3. Automobile Expenditures
If you use your own automobile for business purposes, you might be eligible to deduct any costs associated with driving and maintaining the automobile. Better yet, you have a few options as to how you can calculate how much to deduct.

But much like with the home office deduction, you need to be very specific about figuring out your costs for personal and professional use and only deduct what you qualify to claim while you are operating the vehicle for business purposes. Otherwise, you could run into some trouble with the IRS.

4. Book-keeping on bad debt
If you are carrying debt associated with your business that you will likely never be able to collect, the tax code will let you write that off as a deduction. These are typically monies that were never received on an unpaid account, a loan that was never repaid, money owed by suppliers, wages given in advance to an employee that no longer works for you, and so on.

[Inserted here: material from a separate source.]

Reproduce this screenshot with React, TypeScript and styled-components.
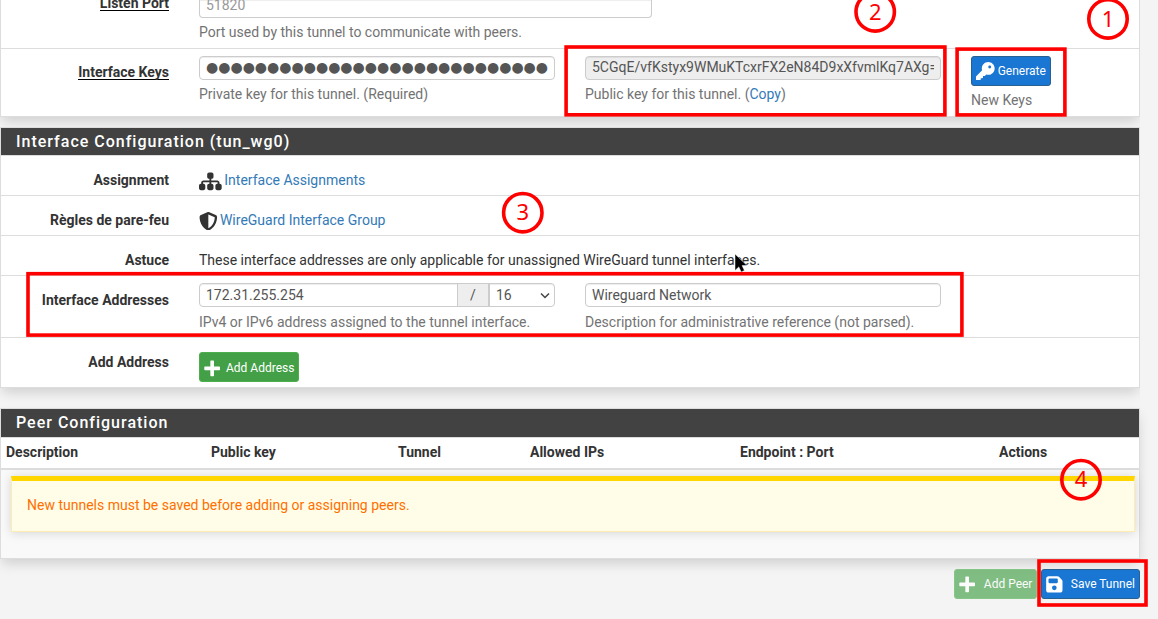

Basically any money that you will probably never see in your hand qualifies as a bad debt and when you audit the books to see how much debt you are owed that has not been collected, these amounts can be taken as qualifying deductions.

5. Miscellaneous Expenditures
You had to find a tax preparer and start paying for that person's services or you had to hire a lawyer, maybe even pay to train yourself or your employees. All of these expenditures may qualify as deductible for the tax year in which the money was paid.

There are some limits, of course, and your accountant can walk you through those restrictions.

6. Carryover Deductions
Finally, this is a deduction that is overlooked all too often because sometimes taxpayers simply forget about them. A carryover is any money that qualifies for a deduction as a carryover to be applied to your taxable income in the future.

These are typically applicable when you are itemizing your actual expenses and do not apply for the simplified methods of claiming your deductions. But everything from capital and operating losses to some of the previous deductions on this list might apply for future or even past tax deduction, based upon the type of expense or loss incurred and the tax bracket you expect to fall under down the line.